I’ll be honest: When I was a kid, one who knew she was gay from a very early age, I didn’t play with my Barbie dolls much, or the Ken doll that came with her. I was gifted many of them — from the Dreamhouse, to the Corvette, to the Barbeque Playset — but I was more interested in my baseball cards and shooting hoops with my buddies. I didn’t have any ill-will toward Barbie; I just didn’t have much interest.

Because of these indifferent feelings, I haven’t been motivated to introduce my kids to the world of Barbie, Ken, and their friends. But in the last few years, Barbie and her maker Mattel have made significant strides to break gender stereotypes for girls. Their “Shero” line includes Olympian Gabby Douglas, professional dancer Misty Copeland, and Olympic fencer Ibtihaj Muhammad. Muhammad will be the first Barbie doll to wear a hijab.

And with the revelation that Barbie is cool with the gays, I am cool with buying a few dolls for my kids.

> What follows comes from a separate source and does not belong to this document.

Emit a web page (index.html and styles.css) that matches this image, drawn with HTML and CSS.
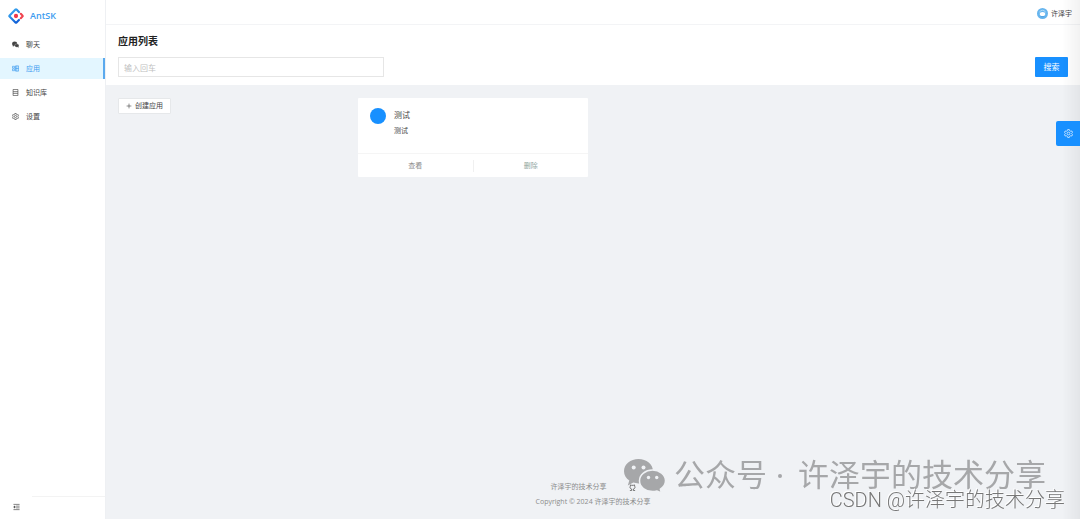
FILE: index.html
```html
<!DOCTYPE html>
<html lang="zh-CN">
  <head>
    <meta charset="utf-8" />
    <meta name="viewport" content="width=device-width, initial-scale=1" />
    <title>AntSK - 应用列表</title>
    <link rel="stylesheet" href="styles.css">
  </head>
  <body>
    <div class="layout">
      <!-- Sidebar -->
      <aside class="sider">
        <a class="logo" href="#">
          <svg viewBox="1 1 30 30" aria-hidden="true">
            <defs>
              <linearGradient id="logo-blue" x1="0" y1="0" x2="0.6" y2="1">
                <stop offset="0" stop-color="#3fb4f5" />
                <stop offset="1" stop-color="#1262d8" />
              </linearGradient>
            </defs>
            <g fill="none" stroke-width="4" stroke-linecap="round" stroke-linejoin="round">
              <path d="M21.5 8.5 L17 4 Q16 3 15 4 L4 15 Q3 16 4 17 L15 28 Q16 29 17 28 L21.5 23.5" stroke="url(#logo-blue)" />
              <path d="M25 12 L28 15 Q29 16 28 17 L25 20" stroke="#f0444f" />
            </g>
            <circle cx="16" cy="16" r="4" fill="#f0384a" />
          </svg>
          <span>AntSK</span>
        </a>
        <nav class="menu">
          <a class="menu-item" href="#">
            <svg viewBox="0 0 16 16" fill="currentColor" aria-hidden="true">
              <ellipse cx="6" cy="6" rx="6" ry="5" />
              <path d="M2 9 L2 13 L6 10 Z" />
              <ellipse cx="11" cy="10.5" rx="5" ry="4" stroke="#fff" stroke-width="0.7" />
              <path d="M12 13 L15 15.5 L15 12 Z" />
            </svg>
            <span>聊天</span>
          </a>
          <a class="menu-item active" href="#">
            <svg viewBox="0 0 16 16" fill="none" stroke="currentColor" stroke-width="1.5" aria-hidden="true">
              <path d="M1 3 H6 V7 H1 Z M1 9 H6 V13 H1 Z M8 2 H15 V14 H8 Z M8 8 H15 M11 2 V14" />
            </svg>
            <span>应用</span>
          </a>
          <a class="menu-item" href="#">
            <svg viewBox="0 0 16 16" fill="none" stroke="currentColor" stroke-width="1.5" aria-hidden="true">
              <path d="M2.5 1 H13.5 V15 H2.5 Z M2.5 6 H13.5 M2.5 10 H13.5" />
            </svg>
            <span>知识库</span>
          </a>
          <a class="menu-item" href="#">
            <svg viewBox="0 0 16 16" fill="none" stroke="currentColor" stroke-width="1.5" aria-hidden="true">
              <path d="M6.5 1 H9.5 L10 3 L12 4 L14 3.5 L15 6 L13.5 8 L15 10 L14 12.5 L12 12 L10 13 L9.5 15 H6.5 L6 13 L4 12 L2 12.5 L1 10 L2.5 8 L1 6 L2 3.5 L4 4 L6 3 Z" />
              <circle cx="8" cy="8" r="2.5" />
            </svg>
            <span>设置</span>
          </a>
        </nav>
        <div class="sider-footer">
          <button class="collapse" type="button" aria-label="收起菜单">
            <svg viewBox="0 0 16 16" fill="none" stroke="currentColor" stroke-width="1.5" aria-hidden="true">
              <path d="M1 2 H15 M7 6 H15 M7 10 H15 M1 14 H15" />
              <path d="M4.5 5.5 L1.5 8 L4.5 10.5 Z" fill="currentColor" />
            </svg>
          </button>
        </div>
      </aside>

      <div class="main">
        <header class="header">
          <a class="user" href="#">
            <svg viewBox="0 0 24 24" aria-hidden="true">
              <circle cx="12" cy="12" r="12" fill="#67b5ee" />
              <path d="M5 9 Q12 1 19 9" fill="none" stroke="#b9dff8" stroke-width="2" />
              <ellipse cx="12" cy="13" rx="6" ry="4.5" fill="#fff" />
              <path d="M8 19 H16" stroke="#4f9fdf" stroke-width="2" />
            </svg>
            <span>许泽宇</span>
          </a>
        </header>

        <section class="page-header">
          <h1>应用列表</h1>
          <form class="search">
            <input type="text" placeholder="输入回车" aria-label="搜索应用" />
            <button type="button">搜索</button>
          </form>
        </section>

        <main class="content">
          <div class="card-list">
            <div>
              <button class="create" type="button">
                <svg viewBox="0 0 10 10" stroke="currentColor" aria-hidden="true">
                  <path d="M5 1 V9 M1 5 H9" />
                </svg>
                <span>创建应用</span>
              </button>
            </div>
            <article class="card">
              <div class="card-body">
                <span class="avatar"></span>
                <div>
                  <h2>测试</h2>
                  <p>测试</p>
                </div>
              </div>
              <div class="card-actions">
                <a href="#">查看</a>
                <a class="delete" href="#">删除</a>
              </div>
            </article>
          </div>
        </main>

        <footer class="footer">
          <div class="footer-links">
            <a href="#">许泽宇的技术分享</a>
            <a class="github" href="#" aria-label="GitHub">
              <svg viewBox="0 0 16 16" fill="none" stroke="currentColor" stroke-width="2" aria-hidden="true">
                <path d="M2 15 H6 V11.5 C2 11 1.5 7 3 5 L3.5 2 L6 3 H10 L12.5 2 L13 5 C14.5 7 14 11 10 11.5 V15 H14" />
              </svg>
            </a>
          </div>
          <div>Copyright © 2024 许泽宇的技术分享</div>
        </footer>
      </div>
    </div>

    <div class="edge-shadow"></div>
    <button class="setting-handle" type="button" aria-label="主题设置">
      <svg viewBox="0 0 16 16" fill="none" stroke="currentColor" stroke-width="1.2" aria-hidden="true">
        <path d="M6.5 1 H9.5 L10 3 L12 4 L14 3.5 L15 6 L13.5 8 L15 10 L14 12.5 L12 12 L10 13 L9.5 15 H6.5 L6 13 L4 12 L2 12.5 L1 10 L2.5 8 L1 6 L2 3.5 L4 4 L6 3 Z" />
        <circle cx="8" cy="8" r="2.5" />
      </svg>
    </button>

    <!-- Watermarks -->
    <div class="watermark watermark-wechat">
      <svg viewBox="0 0 42 36" aria-hidden="true">
        <path d="M14.5 1 C6.5 1 0 6.2 0 13.2 C0 17 2 20.3 5.3 22.5 L3.8 27.500 L9.3 24.6 C11 25.1 12.7 25.4 14.5 25.4 C22.5 25.4 29 20 29 13.2 C29 6.2 22.5 1 14.5 1 Z" fill="#a6a7a9" />
        <path d="M28.5 12 C21.5 12 15.5 16.6 15.5 22.8 C15.5 29 21.5 33.6 28.5 33.6 C30 33.6 31.5 33.4 33 33 L37.5 35 L36.4 31.2 C39.4 29.2 41.5 26.2 41.5 22.8 C41.5 16.6 35.5 12 28.5 12 Z" fill="#a6a7a9" stroke="#f0f2f5" stroke-width="1.5" />
        <g fill="#f0f2f5">
          <circle cx="9.7" cy="9.5" r="2" />
          <circle cx="19.5" cy="9.5" r="2" />
          <circle cx="24.5" cy="19.5" r="1.7" />
          <circle cx="32.7" cy="19.5" r="1.7" />
        </g>
      </svg>
      <span>公众号</span>
      <span class="dot"></span>
      <span>许泽宇的技术分享</span>
    </div>
    <div class="watermark watermark-csdn">CSDN @许泽宇的技术分享</div>
  </body>
</html>
```
FILE: styles.css
```css
* {
  margin: 0;
  padding: 0;
  box-sizing: border-box;
}

body {
  font-family: 'Open Sans', 'Noto Sans CJK SC', sans-serif;
  font-size: 7px;
  line-height: 12px;
  color: #444;
  background: #f0f2f5;
}

a {
  color: inherit;
  text-decoration: none;
}

button,
input {
  font: inherit;
  color: inherit;
}

button {
  cursor: pointer;
}

svg {
  display: block;
  flex: none;
}

.layout {
  display: flex;
  min-height: 100vh;
}

/* Sidebar */
.sider {
  display: flex;
  flex-direction: column;
  flex: none;
  width: 106px;
  background: #fff;
  border-right: 1px solid #eef0f3;
}

.logo {
  display: flex;
  align-items: center;
  gap: 6px;
  height: 32px;
  padding-left: 8px;
  font-size: 9px;
  font-weight: 600;
  color: #3d9cf0;
}

.logo svg {
  width: 16px;
  height: 16px;
}

.menu {
  display: flex;
  flex: 1;
  flex-direction: column;
  gap: 3px;
  padding-top: 2px;
}

.menu-item {
  display: flex;
  align-items: center;
  gap: 7px;
  height: 21px;
  padding-left: 12px;
  border-right: 2px solid transparent;
}

.menu-item svg {
  width: 7px;
  height: 7px;
}

.menu-item.active {
  color: #3d9cf0;
  background: #e3f6ff;
  border-right-color: #5aa9ee;
}

.sider-footer {
  padding: 0 0 6px 12px;
}

.sider-footer::before {
  content: '';
  display: block;
  margin: 0 0 4px 20px;
  border-top: 1px solid #f3f3f3;
}

.collapse {
  display: block;
  padding: 1px;
  background: none;
  border: 0;
}

.collapse svg {
  width: 7px;
  height: 10px;
}

/* Header */
.main {
  display: flex;
  flex: 1;
  flex-direction: column;
  min-width: 0;
}

.header {
  display: flex;
  align-items: center;
  justify-content: flex-end;
  height: 25px;
  padding: 3px 8px 0;
  background: #fff;
  border-bottom: 1px solid #f3f4f6;
}

.user {
  display: flex;
  align-items: center;
  gap: 3px;
}

.user svg {
  width: 11px;
  height: 11px;
}

.page-header {
  padding: 8px 12px;
  background: #fff;
}

.page-header h1 {
  margin-bottom: 8px;
  font-size: 10px;
  line-height: 16px;
  color: #222;
}

.search {
  display: flex;
  justify-content: space-between;
}

.search input {
  width: 28%;
  height: 20px;
  padding: 0 5px;
  font-size: 8px;
  background: #fff;
  border: 1px solid #e6e6e6;
}

.search input::placeholder {
  color: #bfbfbf;
}

.search button {
  width: 33px;
  height: 20px;
  font-size: 8px;
  color: #fff;
  background: #1890ff;
  border: 0;
  border-radius: 1px;
}

/* Cards */
.content {
  flex: 1;
  padding: 13px 12px;
}

.card-list {
  display: grid;
  grid-template-columns: repeat(4, 1fr);
  align-items: start;
  gap: 10px;
}

.create {
  display: flex;
  align-items: center;
  gap: 3px;
  height: 16px;
  padding: 0 7px;
  background: #fff;
  border: 1px solid #e6e8ea;
  border-radius: 1px;
}

.create svg {
  width: 6px;
  height: 6px;
}

.card {
  background: #fff;
  border-radius: 1px;
}

.card-body {
  display: flex;
  gap: 8px;
  min-height: 55px;
  padding: 10px 12px;
}

.avatar {
  flex: none;
  width: 16px;
  height: 16px;
  background: #1890ff;
  border-radius: 50%;
}

.card-body h2 {
  margin-bottom: 4px;
  font-size: 8px;
  font-weight: 400;
  line-height: 13px;
}

.card-actions {
  display: flex;
  padding: 6px 0 5px;
  color: #8c8c8c;
  border-top: 1px solid #f5f5f5;
}

.card-actions a {
  flex: 1;
  text-align: center;
}

.card-actions .delete {
  color: #8fa69f;
  border-left: 1px solid #f0f0f0;
}

/* Footer */
.footer {
  padding: 0 12px 11px;
  color: #8c8c8c;
  text-align: center;
}

.footer-links {
  display: flex;
  justify-content: center;
  gap: 22px;
  margin-bottom: 3px;
}

.footer-links a {
  display: flex;
  align-items: center;
}

/* stays readable above the watermark */
.footer-links .github {
  position: relative;
  z-index: 1;
  color: #666;
}

.footer-links svg {
  width: 7px;
  height: 7px;
}

/* Theme drawer handle */
.setting-handle {
  position: fixed;
  top: 121px;
  right: 0;
  display: flex;
  align-items: center;
  justify-content: center;
  width: 24px;
  height: 25px;
  color: #fff;
  background: #1890ff;
  border: 0;
  border-radius: 2px 0 0 2px;
}

.setting-handle svg {
  width: 9px;
  height: 9px;
}

.edge-shadow {
  position: fixed;
  top: 0;
  right: 0;
  bottom: 0;
  width: 18px;
  background: linear-gradient(to right, rgba(0, 0, 0, 0), rgba(0, 0, 0, 0.05));
  pointer-events: none;
}

/* Watermarks */
.watermark {
  position: fixed;
  display: flex;
  align-items: center;
  font-family: Roboto, 'Noto Sans CJK SC', sans-serif;
  white-space: nowrap;
  pointer-events: none;
}

.watermark-wechat {
  right: 34px;
  bottom: 23px;
  font-size: 31px;
  line-height: 40px;
  color: #a6a7a9;
}

.watermark-wechat svg {
  width: 42px;
  height: 36px;
  margin-right: 8px;
}

.dot {
  width: 4px;
  height: 4px;
  margin: 0 16px 0 11px;
  background: #a6a7a9;
  border-radius: 50%;
}

.watermark-csdn {
  right: 15px;
  bottom: 7px;
  font-size: 20px;
  font-weight: 300;
  line-height: 24px;
  color: #777;
  text-shadow: -1px -1px 0 #fff;
}
```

A spokesperson for Mattel told Huffington Post, “We are an inclusive brand that celebrates diversity, kindness, and acceptance.”

Kindness seems like such a simple thing, but when it comes to accepting people who are different than someone’s idea of normal, sometimes it feels hard to come by. If I knew the Barbies collecting dust in my room supported the way my young and vulnerable heart fell in love for the first time with another girl, I probably would have befriended Barbie, a kind ally.

For today’s youth, not just the LGBTQ youth, Barbie can be a symbol of hope and a great conversation starter for parents. I would have loved it if an adult had handed me a doll and said to me, “Sometimes girls fall in love with girls and sometimes boys fall in love with boys. Barbie supports that. And I support that too.”

No child will turn gay if they learn about same sex couples and marriage. But all children can learn acceptance at an early age if it is taught to them. One day, a friend might come out to them, and that child can say, “Hey, I support that. I support you.” That supported LGBTQ friend will be less likely to experience problems in school, experiment with drugs, and consider or commit suicide.

Half of the proceeds from Aimee Song’s “Love Wins” t-shirts will go directly to The Trevor Project, another friend committed to loving and protecting LGBTQ individuals just asking for kindness and acceptance.

Barbie is almost 59 years old, but her values are fresh — and that’s just what our society needs.